● **DIRECTIONS FOR THIS TASK**: Copy out each line of the material below that holds the string "screenshot".

● **INPUT DATA**:
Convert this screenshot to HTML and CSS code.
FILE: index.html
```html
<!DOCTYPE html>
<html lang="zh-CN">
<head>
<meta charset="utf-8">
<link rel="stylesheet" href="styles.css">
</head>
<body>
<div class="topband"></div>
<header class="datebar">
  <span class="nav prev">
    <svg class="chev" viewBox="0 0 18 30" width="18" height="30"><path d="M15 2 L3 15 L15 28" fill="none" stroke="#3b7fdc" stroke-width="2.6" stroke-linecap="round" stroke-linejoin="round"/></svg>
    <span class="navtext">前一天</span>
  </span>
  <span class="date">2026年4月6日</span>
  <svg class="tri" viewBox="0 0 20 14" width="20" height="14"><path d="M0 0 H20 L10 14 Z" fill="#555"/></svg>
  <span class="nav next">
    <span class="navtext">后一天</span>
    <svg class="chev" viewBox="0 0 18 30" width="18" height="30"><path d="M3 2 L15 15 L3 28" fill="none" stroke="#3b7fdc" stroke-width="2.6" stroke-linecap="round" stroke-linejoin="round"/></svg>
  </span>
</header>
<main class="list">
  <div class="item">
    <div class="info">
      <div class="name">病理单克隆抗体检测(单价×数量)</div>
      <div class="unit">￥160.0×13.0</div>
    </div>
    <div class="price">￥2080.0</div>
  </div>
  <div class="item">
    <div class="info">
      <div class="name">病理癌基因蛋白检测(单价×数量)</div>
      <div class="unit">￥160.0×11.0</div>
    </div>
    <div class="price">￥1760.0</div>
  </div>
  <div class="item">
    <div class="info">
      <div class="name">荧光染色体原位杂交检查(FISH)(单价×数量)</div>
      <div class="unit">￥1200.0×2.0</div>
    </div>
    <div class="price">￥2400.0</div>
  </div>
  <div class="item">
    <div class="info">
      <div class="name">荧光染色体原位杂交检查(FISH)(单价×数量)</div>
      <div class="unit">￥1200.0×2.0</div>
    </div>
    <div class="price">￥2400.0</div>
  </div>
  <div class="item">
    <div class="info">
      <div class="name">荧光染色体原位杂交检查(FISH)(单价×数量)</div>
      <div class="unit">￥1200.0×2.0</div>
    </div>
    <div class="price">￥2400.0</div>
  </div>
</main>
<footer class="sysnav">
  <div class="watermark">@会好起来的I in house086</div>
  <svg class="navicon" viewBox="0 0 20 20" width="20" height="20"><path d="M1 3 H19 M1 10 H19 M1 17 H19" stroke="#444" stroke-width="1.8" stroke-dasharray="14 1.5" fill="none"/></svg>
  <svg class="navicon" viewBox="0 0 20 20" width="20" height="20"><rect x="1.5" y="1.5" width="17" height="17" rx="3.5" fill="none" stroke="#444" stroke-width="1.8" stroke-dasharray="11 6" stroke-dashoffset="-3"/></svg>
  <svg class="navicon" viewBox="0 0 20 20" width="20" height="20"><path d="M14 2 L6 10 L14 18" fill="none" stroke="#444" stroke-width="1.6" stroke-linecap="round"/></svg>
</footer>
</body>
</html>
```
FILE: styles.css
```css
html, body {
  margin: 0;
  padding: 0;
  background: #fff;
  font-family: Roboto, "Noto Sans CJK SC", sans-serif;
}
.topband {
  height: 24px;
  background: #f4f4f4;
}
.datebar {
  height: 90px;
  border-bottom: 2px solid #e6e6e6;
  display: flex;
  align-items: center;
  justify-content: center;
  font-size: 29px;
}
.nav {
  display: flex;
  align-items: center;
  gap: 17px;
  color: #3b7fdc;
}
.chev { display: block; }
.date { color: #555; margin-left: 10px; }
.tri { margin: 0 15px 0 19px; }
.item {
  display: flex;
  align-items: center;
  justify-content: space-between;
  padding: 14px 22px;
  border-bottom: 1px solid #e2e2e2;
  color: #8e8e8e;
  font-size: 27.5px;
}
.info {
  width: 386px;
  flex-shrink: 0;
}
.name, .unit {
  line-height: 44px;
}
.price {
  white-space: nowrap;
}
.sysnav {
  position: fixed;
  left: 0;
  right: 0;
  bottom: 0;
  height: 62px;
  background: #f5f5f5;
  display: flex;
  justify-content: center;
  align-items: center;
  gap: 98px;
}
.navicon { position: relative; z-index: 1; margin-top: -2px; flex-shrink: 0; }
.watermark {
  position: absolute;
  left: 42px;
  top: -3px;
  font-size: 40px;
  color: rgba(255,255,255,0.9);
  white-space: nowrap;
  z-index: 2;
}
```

...

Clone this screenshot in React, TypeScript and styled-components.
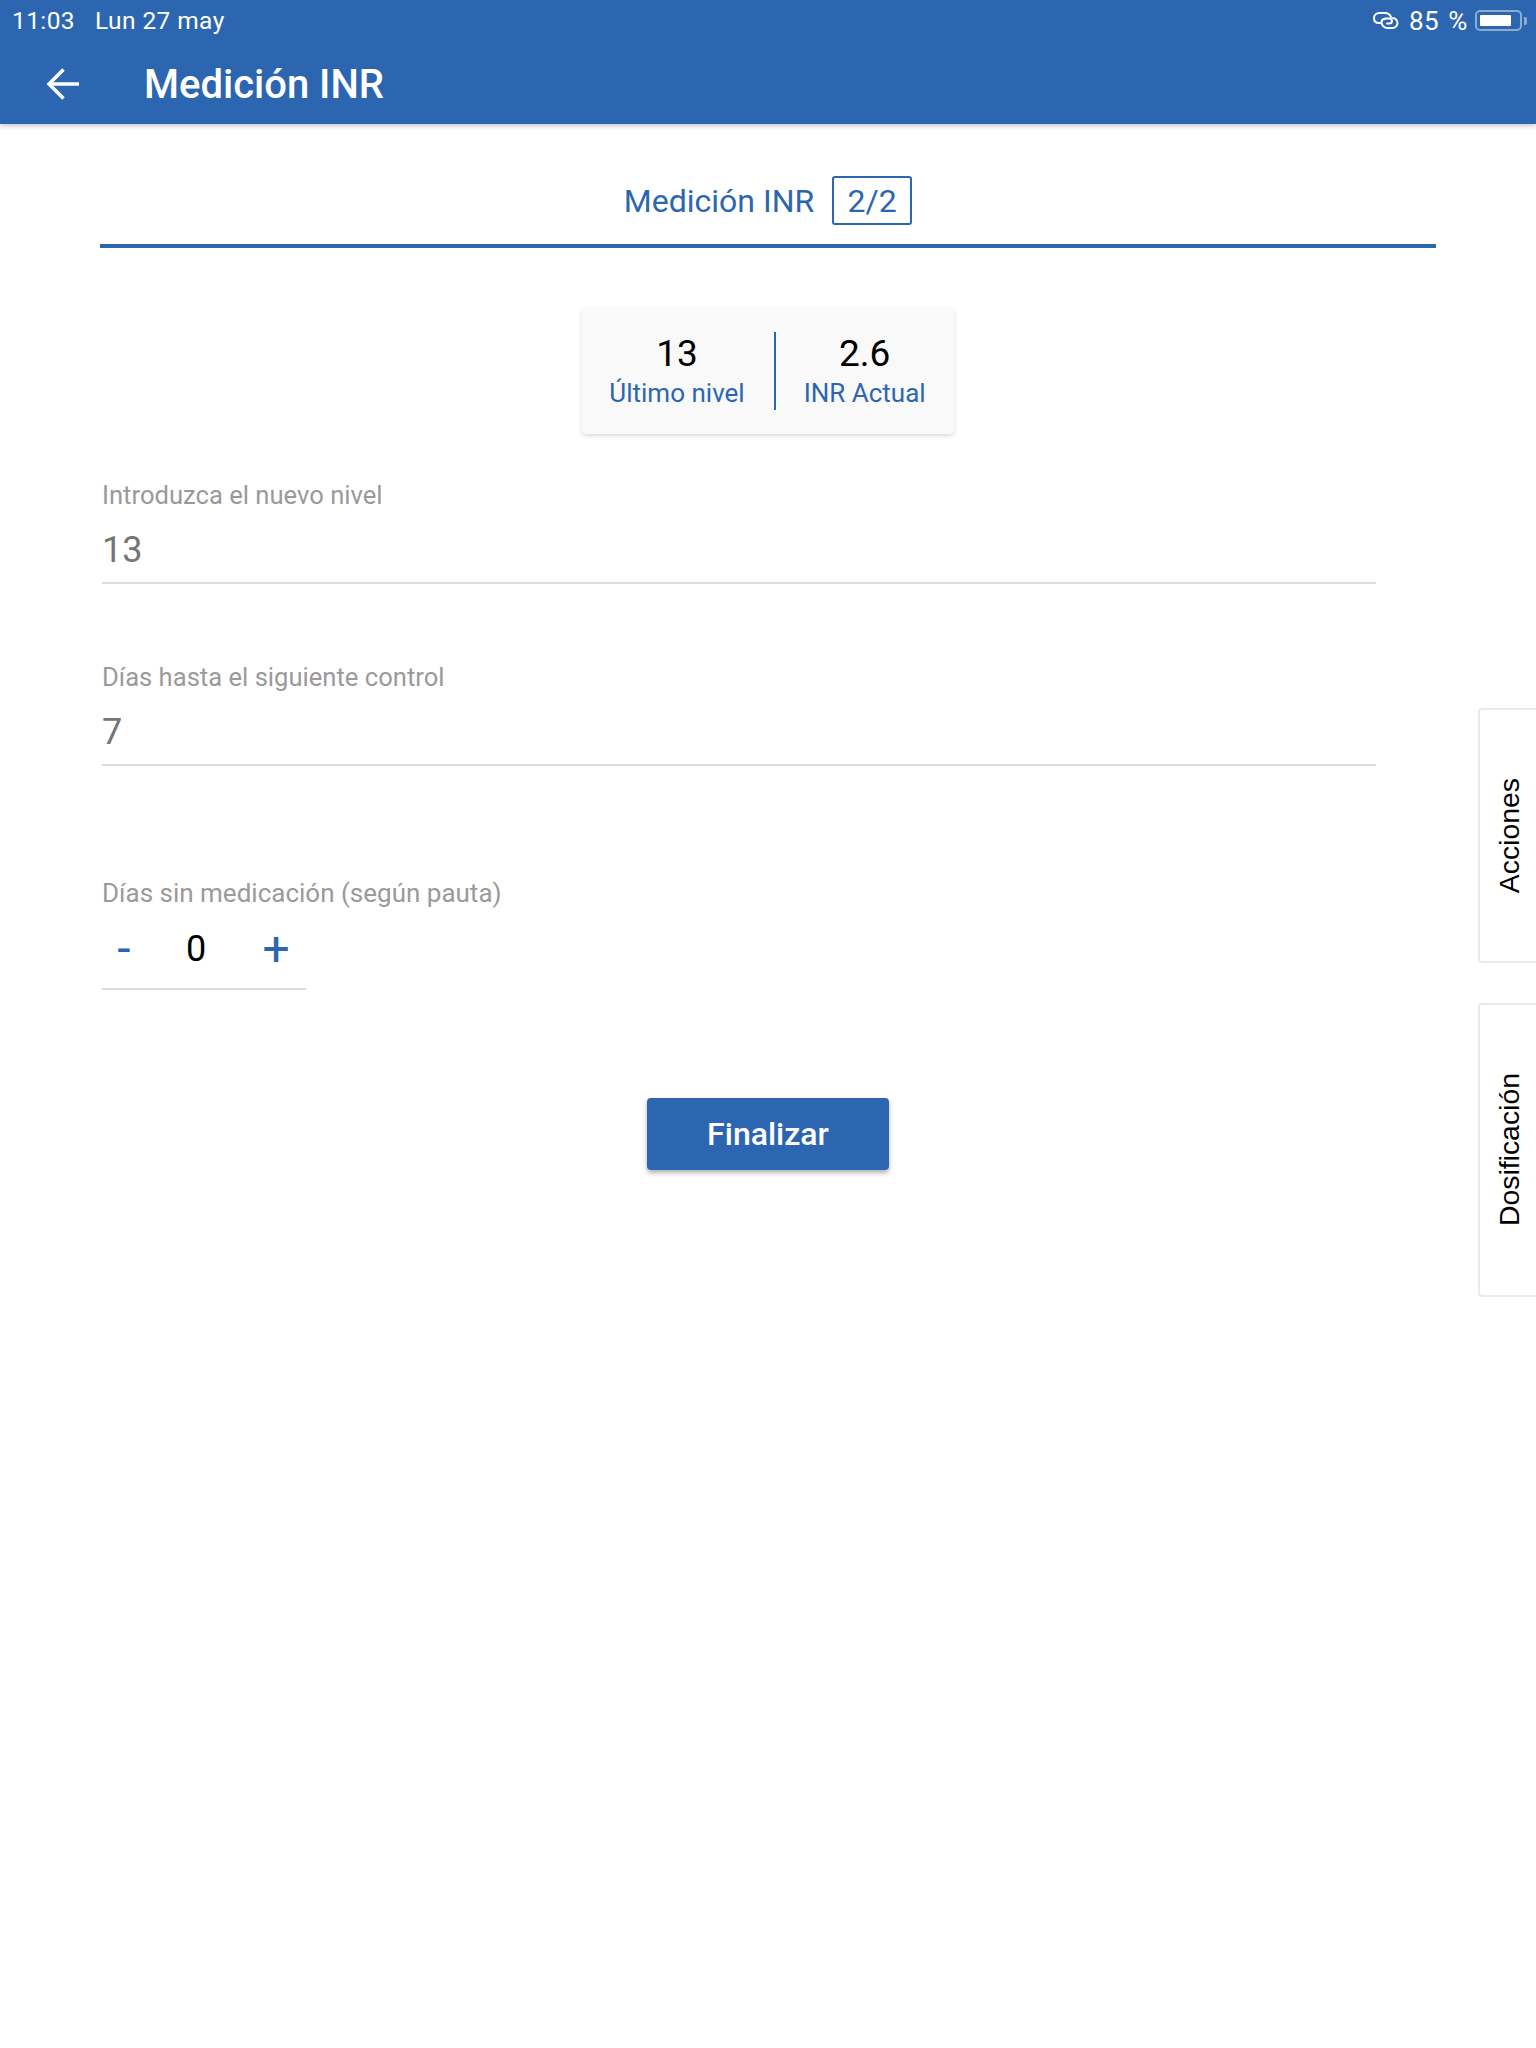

● **WRITTEN SOLUTION**:
Convert this screenshot to HTML and CSS code.
Clone this screenshot in React, TypeScript and styled-components.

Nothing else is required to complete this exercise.